Minister for Defence Industry Melissa Price said the Hunter Class Frigate Program was expected to create enormous opportunities for Australia’s defence industry.
“More than 1,300 Australian companies are already pre-qualified for ASC Shipbuilding’s Hunter Class Frigate supply chain,” Minister Price said.
“The work that Adelaide-based TQCSI-Yaran will undertake is an important step for prototyping activities and provides practical training opportunities for Australian workers.
“During prototyping, the processes, systems, tools, facilities and workforce competencies will be extensively tested and refined before construction starts on the first Hunter class frigate.
“I look forward to seeing more Indigenous businesses being contracted to support the Government’s National Naval Shipbuilding Program.”
TQCSI Yaran is a majority indigenous-owned and operated business partnered with the Indigenous Defence and Infrastructure Consortium (iDiC). The iDiC has proven capability in various direct and indirect procurement services to support large defence and infrastructure projects.
ASC Shipbuilding, the prime contractor for the Hunter Class Frigate Program, is a subsidiary of BAE Systems Australia who have developed a Reconciliation Action Plan and a Strategic Relationship Agreement with the iDiC.
Both initiatives provide opportunities for Indigenous suppliers to become part of BAE Systems’ supply chain.
First Nation Supplier Contract on Hunter
(Source: BAE Systems; issued Nov 10, 2020)
ASC Shipbuilding, a subsidiary of BAE Systems Australia, has today contracted its first Indigenous business to support prototyping for Australia’s largest surface shipbuilding program.
Adelaide based TQCSI-Yaran, a majority Aboriginal-owned and operated joint venture, will audit and undertake quality, safety, health and environmental systems certification for the Hunter Class frigate program’s prototyping phase, which begins in December.

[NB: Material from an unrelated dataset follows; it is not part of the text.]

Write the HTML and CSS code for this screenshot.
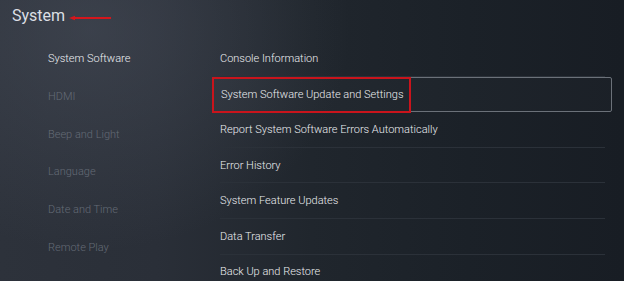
FILE: index.html
```html
<!DOCTYPE html>
<html>
<head>
<meta charset="utf-8">
<link rel="stylesheet" href="styles.css">
</head>
<body>
<div class="screen">
  <header class="top">
    <h1 class="title">System</h1>
    <svg class="arrow" width="44" height="8" viewBox="0 0 44 8">
      <polygon points="0,4 6,1.8 6,6.2" fill="#d4161c"/>
      <rect x="4" y="3" width="38" height="2" fill="#d4161c"/>
    </svg>
  </header>
  <div class="body">
    <nav class="side">
      <div class="side-item active">System Software</div>
      <div class="side-item">HDMI</div>
      <div class="side-item">Beep and Light</div>
      <div class="side-item">Language</div>
      <div class="side-item">Date and Time</div>
      <div class="side-item">Remote Play</div>
      <div class="side-item">Power Saving</div>
    </nav>
    <main class="list">
      <div class="row"><span class="label">Console Information</span></div>
      <div class="row selected"><span class="label">System Software Update and Settings</span><span class="mark"></span></div>
      <div class="row"><span class="label">Report System Software Errors Automatically</span></div>
      <div class="row"><span class="label">Error History</span></div>
      <div class="row"><span class="label">System Feature Updates</span></div>
      <div class="row"><span class="label">Data Transfer</span></div>
      <div class="row"><span class="label">Back Up and Restore</span></div>
    </main>
  </div>
</div>
</body>
</html>
```

FILE: styles.css
```css
html, body {
  margin: 0;
  padding: 0;
  width: 624px;
  height: 281px;
  overflow: hidden;
}
.screen {
  width: 624px;
  height: 281px;
  overflow: hidden;
  font-family: Roboto, "Open Sans", sans-serif;
  background:
    radial-gradient(ellipse 260px 220px at 90px 30px, rgba(72,78,90,0.55), rgba(72,78,90,0) 100%),
    linear-gradient(90deg, #2d323b 0%, #2a2f38 25%, #20262d 50%, #1b2128 75%, #181d24 100%);
}
.top {
  display: flex;
  align-items: center;
  height: 32px;
  padding-left: 12px;
}
.title {
  margin: 0;
  font-size: 16px;
  font-weight: 400;
  color: #dcdfe4;
  line-height: 26px;
}
.arrow {
  margin-left: 4px;
  margin-top: 4px;
}
.body {
  display: flex;
  margin-top: 7px;
}
.side {
  width: 164px;
  padding-left: 48px;
  margin-top: 1px;
  display: flex;
  flex-direction: column;
}
.side-item {
  height: 37.8px;
  line-height: 37.8px;
  font-size: 11px;
  font-weight: 300;
  color: #646b76;
  white-space: nowrap;
}
.side-item.active {
  color: #eef0f3;
}
.list {
  width: 400px;
  margin-top: 2px;
  display: flex;
  flex-direction: column;
}
.row {
  position: relative;
  box-sizing: border-box;
  height: 35.6px;
  margin: 0 7px 0 8px;
  border-bottom: 1px solid #2b3139;
  display: flex;
  align-items: center;
  font-size: 11px;
  font-weight: 300;
  color: #eceef1;
  white-space: nowrap;
}
.row.selected {
  margin: 0;
  padding-left: 8px;
  border: 1.5px solid #6b7179;
  border-radius: 2px;
  background: rgba(255,255,255,0.015);
}
.mark {
  position: absolute;
  left: -1.5px;
  top: -0.5px;
  width: 199px;
  height: 36px;
  box-sizing: border-box;
  border: 2px solid #c9141c;
}
```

During prototyping, the processes, systems, tools, facilities and workforce competencies will be extensively tested and refined before construction starts on the first Hunter Class frigate in 2022.
ASC Shipbuilding placed the contract with Indigenous Defence & Infrastructure Consortium (iDiC) and its consortium partner TQCSI-Yaran.
BAE Systems was the first Australian defence company to develop a Reconciliation Action Plan and has a Strategic Relationship Agreement with the iDiC which provides genuine opportunities for Indigenous suppliers to become part of BAE Systems’ supply chain. BAE Systems spend with Indigenous suppliers this year is expected to reach around $7 million by the end of December.
ASC Shipbuilding Managing Director, Craig Lockhart, said: “Diversity in our supply chain is a critical part of developing Australian Industry Capability (AIC).
“Through Hunter, and the building of nine submarine hunting warships, ASC Shipbuilding is committed to creating and developing up to 20 new Indigenous businesses and increasing Indigenous employment opportunities over the life of the program.
“As we approach prototyping next month, we will place more contracts with Australian businesses, underpinning our commitment to maximise AIC and underpin a continuous naval shipbuilding capability for Australia well beyond the Hunter Class frigates.”
TQCSI-Yaran Principal, Craig Bates, said: “IDiC and TQCSI-Yaran have worked together for three years providing auditing and certification of ISO management systems to companies and organisations wishing to grow their supply chain with Indigenous-owned companies.
“TQCSI-Yaran’s senior leaders have decades of naval experience and the company is looking forward to building on this contract and potentially building our participation in this world class program.”
iDiC Chief Executive Officer, Adam Goodes, said: “We are delighted to be a strategic partner of ASC Shipbuilding on the Hunter Class frigate program. “We’ve been working on the program since inception and I am delighted that the iDiC has been able to facilitate this partnership with TQCSI-Yaran.”
TQCSI-Yaran is a majority Aboriginal-owned and operated joint venture between TQCSI and Yaran Business Services providing auditing and certification of ISO management systems.
TQCSI-Yaran uses auditors who are Indigenous or have completed cultural awareness training and has offices in Adelaide, Brisbane, Sydney, Melbourne, Geelong and Perth.
Indigenous Defence & Infrastructure Consortium is a single-point deployment project and account manager, providing a diverse range of services via its consortium partners (all of whom are Indigenous-owned businesses). iDiC provides a channel for clients to engage with the Australian Indigenous business sector, enhancing the overall competitiveness of their supply chain, whilst fulfilling their Indigenous engagement and policy requirements.